3. Never leave in the heat of battle. When you work with a coach, you’re likely to have disagreements or see things differently. Remember, you hired a professional for their expertise and advice. If they are telling you things you don’t like, it might just be the very thing you need to make a difference in your life. Take the time to explore the possibility that they might be right. What would it cost to try? You can go from one coach to another looking for one you like (who agrees with you), but they might not be the best coach in terms of getting you the results you want. Further, in the world of competitive dancing, you will inevitably run into your coach out in public. Don’t burn bridges you may need to cross one day to get where you need to go.

4. Show em some love. Later, when you run into to your coach in public, go up and give them a hug and let them know you miss them and miss working with them. Your split with your guru can have a public impact that you aren’t even aware of. Keep in mind that their reputation is affected by the comings and goings of students. Let the world know that you parted ways amicably.
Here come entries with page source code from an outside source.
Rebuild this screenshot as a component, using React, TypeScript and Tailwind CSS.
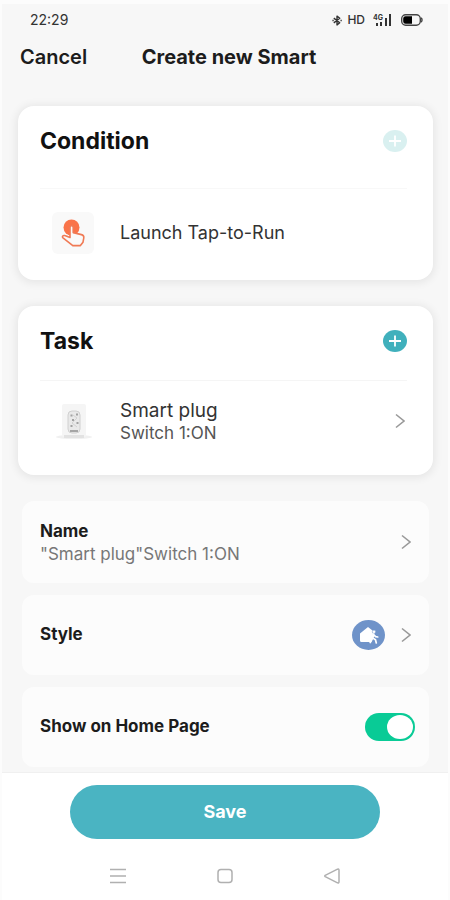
import { useState } from 'react'
import type { ReactNode } from 'react'

function BluetoothIcon() {
  return (
    <svg className="h-[11px] w-3" viewBox="0 0 12 12" fill="none" stroke="currentColor" strokeWidth={1.5}>
      <path d="M2.5 3.4 9 8.4 6 10.8V1.2l3 2.4-6.5 5" strokeLinejoin="round" />
      <path d="M1 6h1.4M9.8 6h1.4" />
    </svg>
  )
}

function SignalIcon() {
  return (
    <svg className="h-3 w-5" viewBox="0 0 20 12" fill="currentColor">
      <text x="0" y="6" fontSize="7" fontWeight="700">4G</text>
      <rect x="3" y="9" width="2" height="3" />
      <rect x="7" y="8" width="2" height="4" />
      <rect x="12" y="4" width="2" height="8" />
      <rect x="16" y="0" width="2" height="12" />
    </svg>
  )
}

function BatteryIcon() {
  return (
    <svg className="h-3 w-[22px]" viewBox="0 0 22 12" fill="none">
      <rect x="0.7" y="0.7" width="18.6" height="10.6" rx="4" stroke="#444" strokeWidth={1.4} />
      <path d="M20 4c1.4.7 1.4 3.3 0 4" stroke="#444" strokeWidth={1.4} />
      <path d="M4.5 2.2H11v7.6H4.5A2.3 2.3 0 0 1 2.2 7.5v-3a2.3 2.3 0 0 1 2.3-2.3z" fill="#000" />
    </svg>
  )
}

function TapIcon() {
  return (
    <svg className="h-7 w-6" viewBox="0 0 24 28" fill="none">
      <circle cx="10.5" cy="8.5" r="8" fill="#f9744a" />
      <path
        d="M9 8.6c0-2.4 3.2-2.4 3.2 0v5l8.2 2c1.8.4 2.6 1.4 2.4 3.2l-.8 4.4-2.6 3.4h-7.6L2 18.8c-1.4-1.2.2-2.8 1.8-2.2L9 18.4z"
        fill="#fafafa" stroke="#f07a55" strokeWidth={1.6} strokeLinejoin="round"
      />
    </svg>
  )
}

function PlugIcon() {
  return (
    <svg className="h-10 w-11" viewBox="0 0 44 40" fill="none">
      <ellipse cx="22" cy="36" rx="18" ry="2" fill="#f0f0f0" />
      <rect x="10" y="3" width="24" height="33" rx="2" fill="#f5f5f5" />
      <path d="M12 34h20v3H12z" fill="#e2e2e2" />
      <rect x="16" y="10" width="12" height="22" rx="4" fill="#e9e9e9" stroke="#d0d0d0" />
      <path d="M18.5 14.5h2M24 13.5h2M20 19h2M24.5 22h2M18.5 25h2" stroke="#a2a2a2" strokeWidth={2} />
      <path d="m21 14 4 3-5 5 5 4" stroke="#d2d2d2" />
      <path d="M18 30h8" stroke="#a5a5a5" strokeWidth={2} />
    </svg>
  )
}

function HomeIcon() {
  return (
    <svg className="h-[18px] w-5" viewBox="0 0 20 18" fill="#fff">
      <path d="M1 7.5 9 1l7 5.5L13.5 9l-1 7h-10A1.5 1.5 0 0 1 1 14.5z" />
      <circle cx="15" cy="5.8" r="1.7" stroke="#6f93c9" strokeWidth={0.5} />
      <path
        d="M14.8 8.2 13.8 12l-2.6 4.5M13.8 12l2.7 1.7.8 3.3M12 11l2.5-2.3 2.2 2 2 .3"
        fill="none" stroke="#fff" strokeWidth={1.7} strokeLinecap="round"
      />
    </svg>
  )
}

function Chevron() {
  return (
    <svg className="h-4 w-[10px] shrink-0" viewBox="0 0 10 16" fill="none" stroke="#999" strokeWidth={1.6}>
      <path d="m1 1.5 8 6.5-8 6.5" />
    </svg>
  )
}

function AddButton({ label, disabled }: { label: string; disabled?: boolean }) {
  return (
    <button
      type="button"
      aria-label={label}
      disabled={disabled}
      className="flex h-[22px] w-6 items-center justify-center rounded-[50%] bg-[#40b0bc] text-white disabled:bg-[#d9f0f0]"
    >
      <svg className="h-3 w-3" viewBox="0 0 12 12" stroke="currentColor" strokeWidth={1.8}>
        <path d="M6 0.5v11M0 6h12" />
      </svg>
    </button>
  )
}

function Card({ title, action, children }: { title: string; action: ReactNode; children: ReactNode }) {
  return (
    <section className="rounded-2xl bg-white pr-[26px] pl-[22px] shadow-[0_1px_8px_2px_rgba(0,0,0,0.07)]">
      <div className="flex h-[70px] items-center justify-between">
        <h2 className="text-[23px] font-bold text-[#111]">{title}</h2>
        {action}
      </div>
      {children}
    </section>
  )
}

export default function App() {
  const [showOnHome, setShowOnHome] = useState(true)

  return (
    <div className="flex min-h-screen flex-col border-x-2 border-t-4 border-[#fcfcfc] bg-[#f7f7f7] font-['Inter',sans-serif] text-[#1c1c1c]">
      {/* Status bar */}
      <div className="flex h-8 items-center justify-between pr-[25px] pl-7 text-[#333]">
        <span className="text-sm">22:29</span>
        <div className="flex items-center">
          <BluetoothIcon />
          <span className="ml-1 text-xs font-medium">HD</span>
          <span className="ml-2"><SignalIcon /></span>
          <span className="ml-2"><BatteryIcon /></span>
        </div>
      </div>

      {/* Header */}
      <header className="grid h-[42px] grid-cols-[1fr_auto_1fr] items-center pr-[10px] pl-[18px]">
        <button type="button" className="justify-self-start text-xl font-semibold">Cancel</button>
        <h1 className="text-xl font-bold">Create new Smart</h1>
      </header>

      <main className="flex flex-1 flex-col pt-7 pr-[15px] pb-[5px] pl-4">
        <Card title="Condition" action={<AddButton label="Add condition" disabled />}>
          <div className="mt-3 flex h-[92px] items-center border-t border-[#f8f8f8] pb-1 pl-3">
            <span className="flex h-[42px] w-[42px] items-center justify-center rounded-md bg-[#f9f9f9]">
              <TapIcon />
            </span>
            <p className="ml-[26px] text-lg text-[#333]">Launch Tap-to-Run</p>
          </div>
        </Card>

        <div className="mt-[26px]">
          <Card title="Task" action={<AddButton label="Add task" />}>
            <button
              type="button"
              className="mt-1 flex h-[95px] w-full items-center border-t border-[#f5f5f5] pr-[2px] pb-[14px] pl-3 text-left"
            >
              <PlugIcon />
              <span className="ml-6 flex-1">
                <span className="block text-[19px] leading-6 text-[#333]">Smart plug</span>
                <span className="block text-[17px] leading-5 text-[#555]">Switch 1:ON</span>
              </span>
              <Chevron />
            </button>
          </Card>
        </div>

        {/* Settings */}
        <div className="mx-1 mt-[26px] flex flex-col gap-3">
          <button type="button" className="flex h-[82px] items-center rounded-xl bg-[#fcfcfc] px-[18px] text-left">
            <span className="flex-1">
              <span className="block text-[17px] leading-6 font-bold">Name</span>
              <span className="block text-[17px] leading-[22px] text-[#777]">"Smart plug"Switch 1:ON</span>
            </span>
            <Chevron />
          </button>
          <button type="button" className="flex h-20 items-center rounded-xl bg-[#fcfcfc] px-[18px] text-left">
            <span className="flex-1 text-[17px] font-bold">Style</span>
            <span className="mr-4 flex h-[30px] w-[33px] items-center justify-center rounded-[50%] bg-[#6f93c9]">
              <HomeIcon />
            </span>
            <Chevron />
          </button>
          <label className="flex h-20 items-center justify-between rounded-xl bg-[#fcfcfc] pr-[14px] pl-[18px]">
            <span className="text-[17px] font-bold">Show on Home Page</span>
            <input
              type="checkbox"
              role="switch"
              checked={showOnHome}
              onChange={(e) => setShowOnHome(e.target.checked)}
              className="flex h-7 w-[50px] appearance-none items-center rounded-full bg-gray-300 px-[2px] before:h-6 before:w-[26px] before:rounded-[50%] before:bg-white checked:justify-end checked:bg-[#09cb96]"
            />
          </label>
        </div>
      </main>

      <footer className="border-t border-[#f0f0f0] bg-white px-[68px] pt-3">
        <button type="button" className="h-[54px] w-full rounded-full bg-[#4ab4c2] text-lg font-bold text-white">Save</button>
        <nav className="flex h-[61px] items-center justify-between px-10 pt-3 text-[#b0b0b0]">
          <button type="button" aria-label="Recent apps">
            <svg className="h-4 w-4" viewBox="0 0 16 16" stroke="currentColor" strokeWidth={1.5}>
              <path d="M0 1.5h16M0 8h16M0 14.5h16" />
            </svg>
          </button>
          <button type="button" aria-label="Home">
            <svg className="h-4 w-4" viewBox="0 0 16 16" fill="none" stroke="currentColor" strokeWidth={1.5}>
              <rect x="1" y="1.5" width="14" height="13" rx="3" />
            </svg>
          </button>
          <button type="button" aria-label="Back">
            <svg className="h-4 w-4" viewBox="0 0 16 16" fill="none" stroke="currentColor" strokeWidth={1.5} strokeLinejoin="round">
              <path d="M1.2 7.3 13.5 1.2q1.5-.5 1.5 1v11.6q0 1.5-1.5 1L1.2 8.7q-.8-.7 0-1.4z" />
            </svg>
          </button>
        </nav>
      </footer>
    </div>
  )
}
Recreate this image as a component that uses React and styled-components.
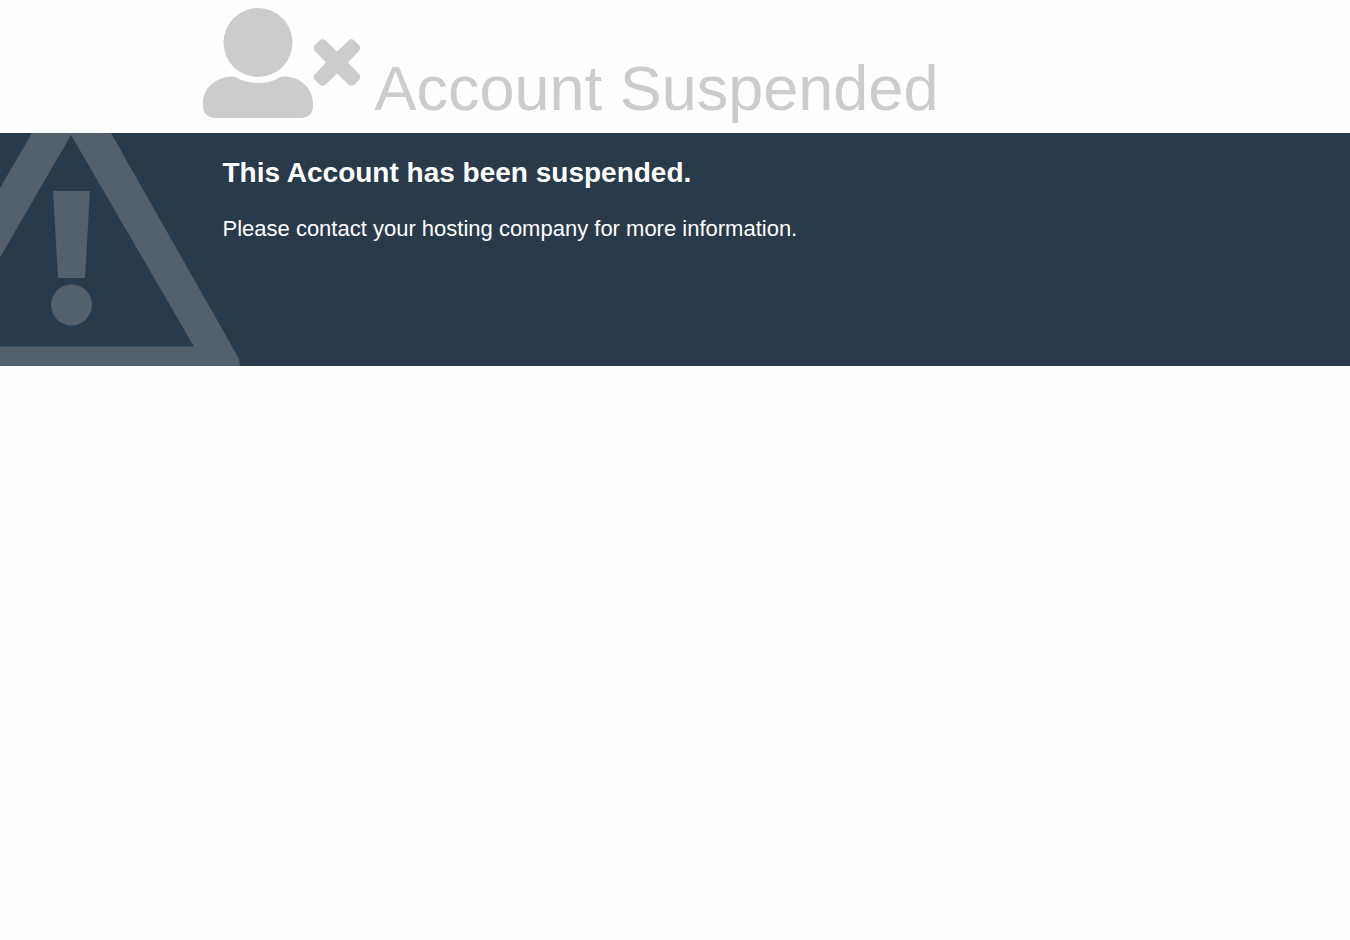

Your being on good terms with them will show others you respect them and their work, which in turn protects their business, something you used to be a part of. They will appreciate your keeping things on good terms.

5. Never speak ill of a coach, even if they were horrific. It will only make you look bad. And if word gets around that you’re bad-mouthing someone in the industry, it could be detrimental to your long term success. Try to keep your opinions to yourself. If someone asks directly, you can always say the relationship just didn’t work for you. Don’t get into the details. Let them decide for themselves. If a guru really is a bad apple, others will figure it out soon enough.

The people in your life who give you a leg up on your dreams are a special lot, so kisses and hugs are appropriate ways to say goodbye.